[DATA LISTING]
---

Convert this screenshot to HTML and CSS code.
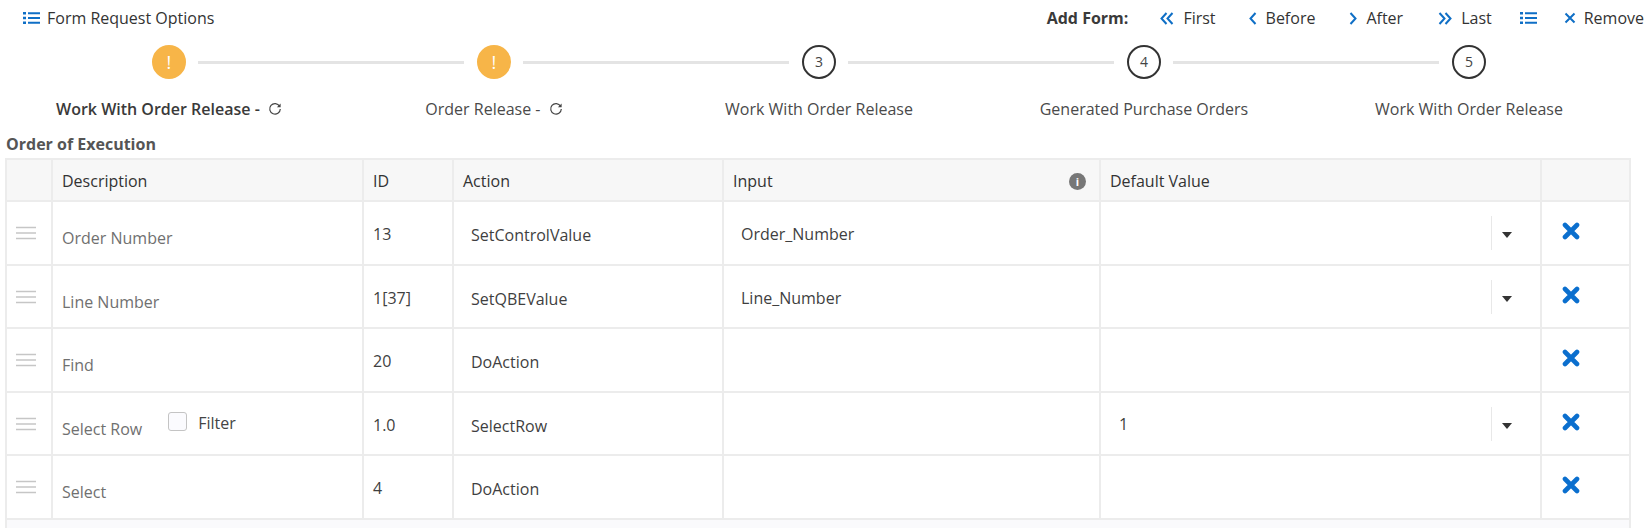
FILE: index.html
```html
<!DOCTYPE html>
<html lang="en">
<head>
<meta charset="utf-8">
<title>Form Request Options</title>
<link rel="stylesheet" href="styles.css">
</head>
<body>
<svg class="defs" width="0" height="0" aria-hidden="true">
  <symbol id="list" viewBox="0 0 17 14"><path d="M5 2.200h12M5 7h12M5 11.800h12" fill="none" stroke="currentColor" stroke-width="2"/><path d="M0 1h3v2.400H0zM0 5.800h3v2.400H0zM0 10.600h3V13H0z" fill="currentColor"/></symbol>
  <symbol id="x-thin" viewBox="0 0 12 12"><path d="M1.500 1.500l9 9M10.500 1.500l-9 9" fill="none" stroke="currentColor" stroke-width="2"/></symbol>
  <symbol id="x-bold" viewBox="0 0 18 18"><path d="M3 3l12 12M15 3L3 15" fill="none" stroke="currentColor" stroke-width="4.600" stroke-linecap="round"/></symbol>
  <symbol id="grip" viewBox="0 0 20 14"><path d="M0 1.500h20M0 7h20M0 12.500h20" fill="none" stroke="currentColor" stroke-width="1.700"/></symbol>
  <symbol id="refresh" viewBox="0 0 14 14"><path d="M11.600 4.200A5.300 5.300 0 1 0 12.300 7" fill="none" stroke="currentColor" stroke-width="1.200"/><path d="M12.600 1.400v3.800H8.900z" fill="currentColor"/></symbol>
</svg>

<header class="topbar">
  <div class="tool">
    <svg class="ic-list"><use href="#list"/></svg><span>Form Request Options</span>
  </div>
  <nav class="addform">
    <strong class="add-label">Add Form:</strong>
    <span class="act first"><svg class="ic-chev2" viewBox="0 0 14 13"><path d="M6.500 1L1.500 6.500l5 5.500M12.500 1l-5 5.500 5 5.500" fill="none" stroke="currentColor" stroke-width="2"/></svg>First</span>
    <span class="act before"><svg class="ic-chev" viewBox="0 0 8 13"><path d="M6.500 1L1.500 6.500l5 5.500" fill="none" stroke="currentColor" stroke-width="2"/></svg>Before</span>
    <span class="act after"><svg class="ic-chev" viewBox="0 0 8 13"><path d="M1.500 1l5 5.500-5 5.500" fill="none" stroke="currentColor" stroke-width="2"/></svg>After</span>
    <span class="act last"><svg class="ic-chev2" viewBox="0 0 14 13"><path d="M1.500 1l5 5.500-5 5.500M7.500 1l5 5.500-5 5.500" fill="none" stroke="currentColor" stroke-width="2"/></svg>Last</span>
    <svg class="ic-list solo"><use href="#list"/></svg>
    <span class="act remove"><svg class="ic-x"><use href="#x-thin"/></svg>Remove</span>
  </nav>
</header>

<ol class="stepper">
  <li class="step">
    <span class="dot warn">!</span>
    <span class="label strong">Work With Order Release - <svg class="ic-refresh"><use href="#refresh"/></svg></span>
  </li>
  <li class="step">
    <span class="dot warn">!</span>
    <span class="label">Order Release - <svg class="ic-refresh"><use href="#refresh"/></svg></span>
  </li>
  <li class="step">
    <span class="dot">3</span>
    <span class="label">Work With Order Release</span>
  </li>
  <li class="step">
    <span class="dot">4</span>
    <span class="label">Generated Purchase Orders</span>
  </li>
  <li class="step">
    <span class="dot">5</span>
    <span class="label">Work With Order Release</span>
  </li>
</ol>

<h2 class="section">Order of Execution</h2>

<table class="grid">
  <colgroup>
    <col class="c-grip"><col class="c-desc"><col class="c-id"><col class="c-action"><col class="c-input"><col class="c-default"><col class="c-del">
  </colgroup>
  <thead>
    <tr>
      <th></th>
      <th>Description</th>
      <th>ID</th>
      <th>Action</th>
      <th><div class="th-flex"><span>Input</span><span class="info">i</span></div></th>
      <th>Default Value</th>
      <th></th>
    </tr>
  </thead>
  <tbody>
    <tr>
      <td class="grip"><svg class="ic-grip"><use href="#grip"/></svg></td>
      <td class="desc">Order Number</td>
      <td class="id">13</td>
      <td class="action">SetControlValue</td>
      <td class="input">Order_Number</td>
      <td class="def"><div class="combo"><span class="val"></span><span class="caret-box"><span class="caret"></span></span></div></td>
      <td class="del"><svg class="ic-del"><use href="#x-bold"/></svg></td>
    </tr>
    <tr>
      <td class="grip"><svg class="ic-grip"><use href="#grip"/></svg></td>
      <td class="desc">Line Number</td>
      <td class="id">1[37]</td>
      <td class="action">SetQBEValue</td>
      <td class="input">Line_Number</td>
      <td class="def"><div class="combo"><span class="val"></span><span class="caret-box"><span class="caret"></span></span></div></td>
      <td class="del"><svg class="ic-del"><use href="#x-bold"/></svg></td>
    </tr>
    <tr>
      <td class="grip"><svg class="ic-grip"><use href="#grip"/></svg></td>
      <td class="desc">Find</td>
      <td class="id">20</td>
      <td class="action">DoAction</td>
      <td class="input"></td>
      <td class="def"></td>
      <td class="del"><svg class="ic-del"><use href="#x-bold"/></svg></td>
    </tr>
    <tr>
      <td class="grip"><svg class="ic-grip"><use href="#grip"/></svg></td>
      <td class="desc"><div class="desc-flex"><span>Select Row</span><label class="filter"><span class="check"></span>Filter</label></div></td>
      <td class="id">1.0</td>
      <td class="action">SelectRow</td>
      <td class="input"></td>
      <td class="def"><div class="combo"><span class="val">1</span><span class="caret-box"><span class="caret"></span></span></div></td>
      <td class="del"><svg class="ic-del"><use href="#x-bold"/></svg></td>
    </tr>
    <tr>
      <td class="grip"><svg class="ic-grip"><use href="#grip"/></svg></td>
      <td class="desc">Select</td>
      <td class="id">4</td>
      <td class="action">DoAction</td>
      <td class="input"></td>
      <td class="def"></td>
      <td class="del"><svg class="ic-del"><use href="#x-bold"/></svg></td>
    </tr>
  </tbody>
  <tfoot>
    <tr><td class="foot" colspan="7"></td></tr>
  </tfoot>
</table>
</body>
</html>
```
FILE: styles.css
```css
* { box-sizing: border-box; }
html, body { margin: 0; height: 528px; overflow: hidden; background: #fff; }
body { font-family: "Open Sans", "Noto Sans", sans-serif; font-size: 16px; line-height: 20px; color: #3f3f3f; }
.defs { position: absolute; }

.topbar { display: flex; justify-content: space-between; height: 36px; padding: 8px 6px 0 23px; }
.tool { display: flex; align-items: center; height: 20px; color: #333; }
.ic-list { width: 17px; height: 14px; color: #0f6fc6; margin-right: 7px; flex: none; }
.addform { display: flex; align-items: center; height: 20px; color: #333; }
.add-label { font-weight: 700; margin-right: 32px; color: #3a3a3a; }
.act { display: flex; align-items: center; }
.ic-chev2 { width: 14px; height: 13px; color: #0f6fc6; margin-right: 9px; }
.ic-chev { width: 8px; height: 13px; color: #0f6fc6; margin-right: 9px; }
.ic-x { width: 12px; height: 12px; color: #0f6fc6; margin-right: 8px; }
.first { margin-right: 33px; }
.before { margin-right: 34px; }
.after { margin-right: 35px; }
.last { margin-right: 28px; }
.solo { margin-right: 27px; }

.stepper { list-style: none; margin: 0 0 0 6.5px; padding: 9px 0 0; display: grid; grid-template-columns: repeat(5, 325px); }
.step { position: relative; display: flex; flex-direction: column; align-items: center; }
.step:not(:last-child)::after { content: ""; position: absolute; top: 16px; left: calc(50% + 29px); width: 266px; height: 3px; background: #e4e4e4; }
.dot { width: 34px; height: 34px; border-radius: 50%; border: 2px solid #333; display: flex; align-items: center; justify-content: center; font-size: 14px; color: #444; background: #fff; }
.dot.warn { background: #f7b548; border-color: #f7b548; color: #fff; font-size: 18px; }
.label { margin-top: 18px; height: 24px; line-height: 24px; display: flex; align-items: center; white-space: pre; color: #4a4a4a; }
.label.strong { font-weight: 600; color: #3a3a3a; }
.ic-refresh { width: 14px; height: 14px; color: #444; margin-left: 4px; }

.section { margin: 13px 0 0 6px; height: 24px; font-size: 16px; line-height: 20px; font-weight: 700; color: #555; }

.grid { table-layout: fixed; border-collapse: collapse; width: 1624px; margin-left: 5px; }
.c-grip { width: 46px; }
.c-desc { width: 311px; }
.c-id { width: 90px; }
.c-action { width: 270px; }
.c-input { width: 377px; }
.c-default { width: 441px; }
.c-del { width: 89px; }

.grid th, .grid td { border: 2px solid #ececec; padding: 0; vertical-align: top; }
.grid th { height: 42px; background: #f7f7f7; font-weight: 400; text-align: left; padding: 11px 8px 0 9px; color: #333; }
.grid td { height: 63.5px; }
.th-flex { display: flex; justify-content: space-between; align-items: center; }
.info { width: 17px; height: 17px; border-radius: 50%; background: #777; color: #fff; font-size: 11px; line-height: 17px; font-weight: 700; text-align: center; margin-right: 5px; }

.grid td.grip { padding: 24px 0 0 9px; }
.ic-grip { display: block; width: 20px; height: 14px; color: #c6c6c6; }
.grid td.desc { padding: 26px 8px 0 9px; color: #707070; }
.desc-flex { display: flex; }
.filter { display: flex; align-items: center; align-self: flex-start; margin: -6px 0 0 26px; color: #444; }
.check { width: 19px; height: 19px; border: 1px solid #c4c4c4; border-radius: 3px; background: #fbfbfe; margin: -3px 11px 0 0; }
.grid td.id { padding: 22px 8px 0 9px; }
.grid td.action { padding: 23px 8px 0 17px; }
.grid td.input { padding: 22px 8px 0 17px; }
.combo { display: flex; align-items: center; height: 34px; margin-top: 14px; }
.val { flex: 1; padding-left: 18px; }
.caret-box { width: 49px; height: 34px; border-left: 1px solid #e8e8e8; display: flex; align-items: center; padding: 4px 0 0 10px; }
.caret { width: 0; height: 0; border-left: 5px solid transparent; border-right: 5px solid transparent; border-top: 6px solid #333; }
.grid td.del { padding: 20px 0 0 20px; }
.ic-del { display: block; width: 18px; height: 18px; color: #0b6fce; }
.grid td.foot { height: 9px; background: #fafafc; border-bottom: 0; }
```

---

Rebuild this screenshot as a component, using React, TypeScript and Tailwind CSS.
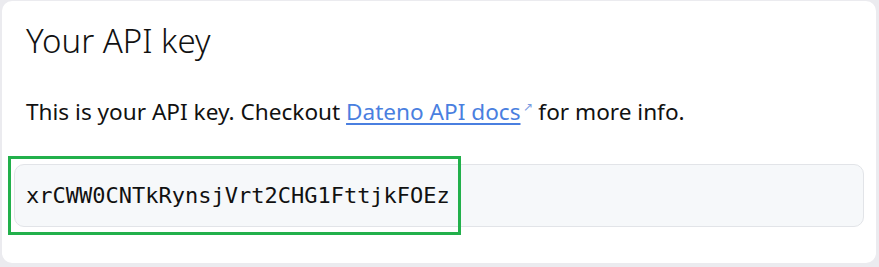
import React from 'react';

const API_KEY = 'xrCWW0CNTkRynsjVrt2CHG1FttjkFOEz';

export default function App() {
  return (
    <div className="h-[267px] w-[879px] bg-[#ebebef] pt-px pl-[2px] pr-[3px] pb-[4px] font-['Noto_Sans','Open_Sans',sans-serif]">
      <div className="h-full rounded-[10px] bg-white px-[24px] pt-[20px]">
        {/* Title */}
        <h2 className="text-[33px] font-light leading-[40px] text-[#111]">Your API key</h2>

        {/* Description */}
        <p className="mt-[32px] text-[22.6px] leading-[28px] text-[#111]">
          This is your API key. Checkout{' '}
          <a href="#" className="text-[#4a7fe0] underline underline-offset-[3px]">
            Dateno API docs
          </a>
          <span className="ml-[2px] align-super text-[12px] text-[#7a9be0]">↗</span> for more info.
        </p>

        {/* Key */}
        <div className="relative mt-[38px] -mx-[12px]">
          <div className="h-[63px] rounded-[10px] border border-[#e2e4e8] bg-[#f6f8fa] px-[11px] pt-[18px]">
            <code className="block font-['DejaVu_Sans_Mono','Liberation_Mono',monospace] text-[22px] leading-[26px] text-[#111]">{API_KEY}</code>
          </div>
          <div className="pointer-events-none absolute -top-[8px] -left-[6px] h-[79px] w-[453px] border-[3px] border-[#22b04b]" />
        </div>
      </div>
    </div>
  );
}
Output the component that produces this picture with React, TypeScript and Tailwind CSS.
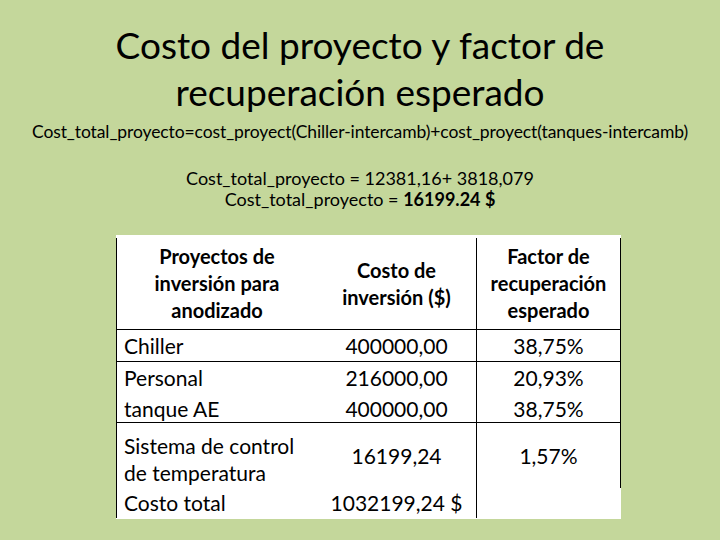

---

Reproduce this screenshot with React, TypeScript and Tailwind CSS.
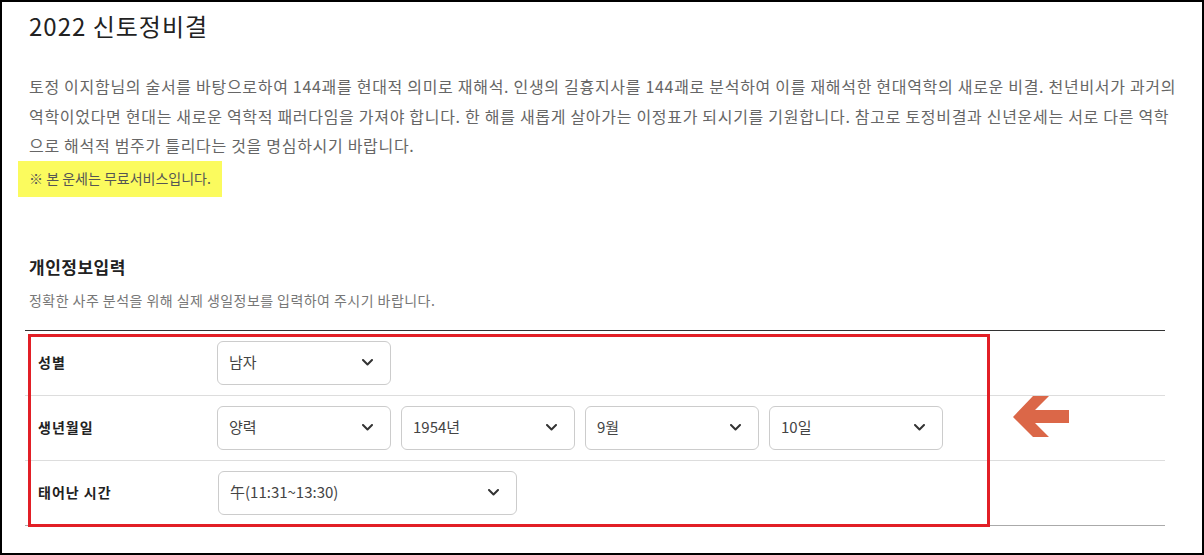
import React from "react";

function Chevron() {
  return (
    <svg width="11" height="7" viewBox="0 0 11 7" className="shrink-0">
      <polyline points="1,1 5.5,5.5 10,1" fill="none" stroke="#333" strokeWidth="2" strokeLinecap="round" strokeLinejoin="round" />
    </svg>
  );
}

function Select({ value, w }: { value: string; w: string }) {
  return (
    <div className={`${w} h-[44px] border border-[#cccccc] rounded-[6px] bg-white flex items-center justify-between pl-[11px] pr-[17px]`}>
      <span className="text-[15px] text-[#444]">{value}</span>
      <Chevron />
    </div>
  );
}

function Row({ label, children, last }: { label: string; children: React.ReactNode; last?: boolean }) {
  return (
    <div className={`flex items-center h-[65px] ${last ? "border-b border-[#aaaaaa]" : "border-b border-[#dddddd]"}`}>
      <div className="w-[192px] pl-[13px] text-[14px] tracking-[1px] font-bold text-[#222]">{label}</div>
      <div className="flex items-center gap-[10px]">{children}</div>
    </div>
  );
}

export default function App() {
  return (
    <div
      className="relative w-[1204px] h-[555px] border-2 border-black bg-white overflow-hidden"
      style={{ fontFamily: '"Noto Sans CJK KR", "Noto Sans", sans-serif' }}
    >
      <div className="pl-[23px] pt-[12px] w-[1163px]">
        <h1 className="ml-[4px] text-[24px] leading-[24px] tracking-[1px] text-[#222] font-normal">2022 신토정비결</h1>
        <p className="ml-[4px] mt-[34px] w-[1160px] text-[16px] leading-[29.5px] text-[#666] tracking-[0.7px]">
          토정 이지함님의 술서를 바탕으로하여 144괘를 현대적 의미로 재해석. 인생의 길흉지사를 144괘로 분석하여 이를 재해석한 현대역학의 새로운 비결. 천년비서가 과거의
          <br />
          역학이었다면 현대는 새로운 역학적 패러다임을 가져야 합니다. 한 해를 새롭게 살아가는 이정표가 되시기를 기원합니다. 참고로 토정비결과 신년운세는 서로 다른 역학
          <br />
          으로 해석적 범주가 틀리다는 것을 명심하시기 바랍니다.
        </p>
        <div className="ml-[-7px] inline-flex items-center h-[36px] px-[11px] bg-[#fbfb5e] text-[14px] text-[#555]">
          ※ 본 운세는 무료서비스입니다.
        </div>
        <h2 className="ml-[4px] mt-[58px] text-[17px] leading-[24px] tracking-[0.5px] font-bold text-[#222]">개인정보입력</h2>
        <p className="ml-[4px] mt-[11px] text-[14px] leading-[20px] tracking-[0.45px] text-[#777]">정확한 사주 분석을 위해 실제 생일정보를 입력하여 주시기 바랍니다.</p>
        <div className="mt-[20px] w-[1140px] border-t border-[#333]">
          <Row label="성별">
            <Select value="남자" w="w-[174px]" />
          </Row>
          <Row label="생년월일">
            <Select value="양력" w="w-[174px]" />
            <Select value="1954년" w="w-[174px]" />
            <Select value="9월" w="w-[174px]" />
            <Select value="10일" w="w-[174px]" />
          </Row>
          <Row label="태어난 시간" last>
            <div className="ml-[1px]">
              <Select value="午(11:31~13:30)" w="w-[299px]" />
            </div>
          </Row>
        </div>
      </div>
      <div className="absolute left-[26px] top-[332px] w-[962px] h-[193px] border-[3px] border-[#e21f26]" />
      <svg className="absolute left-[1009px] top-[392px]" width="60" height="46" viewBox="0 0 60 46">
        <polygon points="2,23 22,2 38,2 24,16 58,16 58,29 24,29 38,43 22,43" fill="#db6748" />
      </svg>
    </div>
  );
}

---

[EXERCISE BRIEF] Without the pictures, give again only the lines beginning at the line that contains "Rebuild this screenshot" and stopping after the line that contains "Output the component", exactly as written.

[ANSWER TO THE TASK]
Rebuild this screenshot as a component, using React, TypeScript and Tailwind CSS.
import React from 'react';

const API_KEY = 'xrCWW0CNTkRynsjVrt2CHG1FttjkFOEz';

export default function App() {
  return (
    <div className="h-[267px] w-[879px] bg-[#ebebef] pt-px pl-[2px] pr-[3px] pb-[4px] font-['Noto_Sans','Open_Sans',sans-serif]">
      <div className="h-full rounded-[10px] bg-white px-[24px] pt-[20px]">
        {/* Title */}
        <h2 className="text-[33px] font-light leading-[40px] text-[#111]">Your API key</h2>

        {/* Description */}
        <p className="mt-[32px] text-[22.6px] leading-[28px] text-[#111]">
          This is your API key. Checkout{' '}
          <a href="#" className="text-[#4a7fe0] underline underline-offset-[3px]">
            Dateno API docs
          </a>
          <span className="ml-[2px] align-super text-[12px] text-[#7a9be0]">↗</span> for more info.
        </p>

        {/* Key */}
        <div className="relative mt-[38px] -mx-[12px]">
          <div className="h-[63px] rounded-[10px] border border-[#e2e4e8] bg-[#f6f8fa] px-[11px] pt-[18px]">
            <code className="block font-['DejaVu_Sans_Mono','Liberation_Mono',monospace] text-[22px] leading-[26px] text-[#111]">{API_KEY}</code>
          </div>
          <div className="pointer-events-none absolute -top-[8px] -left-[6px] h-[79px] w-[453px] border-[3px] border-[#22b04b]" />
        </div>
      </div>
    </div>
  );
}
Output the component that produces this picture with React, TypeScript and Tailwind CSS.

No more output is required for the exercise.